It is not easy too say in a few words why such a *reductionist* view of
consciousness (i.e. complex elements are composed out of simpler ones)
is flawed, but the main thing is that such a view is fundamentally
Newtonian. And theories of reality has passed by such a view. We need,
to be scientifically precise, (at least!!!) nonlocality to explain the
mind... why? It took me some time to get this argument presented by my
No. 1 book of all times (don't worry, Zen is in the Top Three, with The
Lord of the Rings), but it's in my opinion THE argument for the Quantum
Mind: 1) Our consciousness of a triangle is (indeed) composed of simpler
elements such as angles and lines.
2) different neurons or neuronal groups are responisble for the
representation of those lines and angles.

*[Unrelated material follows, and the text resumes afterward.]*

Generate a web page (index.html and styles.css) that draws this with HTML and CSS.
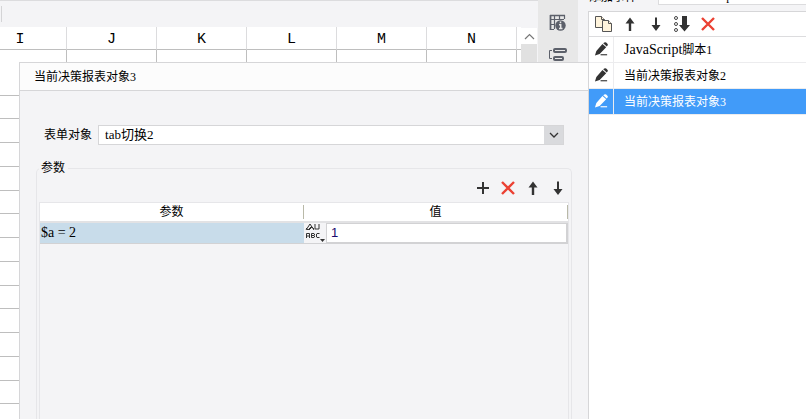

3) therefore, there are multiple *spatially seperated* neurons
responsible for our conscioussness at one moment
4) because of 3), there is thus *instantaneous* communication between
spatially seperated events in the brain. That's sort of the definition
of (quantum) nonlocality...
Really, the argument is solid, I hoped I formulated it well, although
I'm quite tipsy of quite some glasses of cheap red wine... distuingished
neuro-scientists has read this argument in some form, but they strangely
enough remain in their well-charished, old paradigms (including Chris
Koch and Francis Crick!). Maybe because QM is surrounded by mysteries
and mis-understanding, I don't know.
>
> This is a good question about levels. Can lower oder (machine code)
> entities
> ever transcend the levels themselves?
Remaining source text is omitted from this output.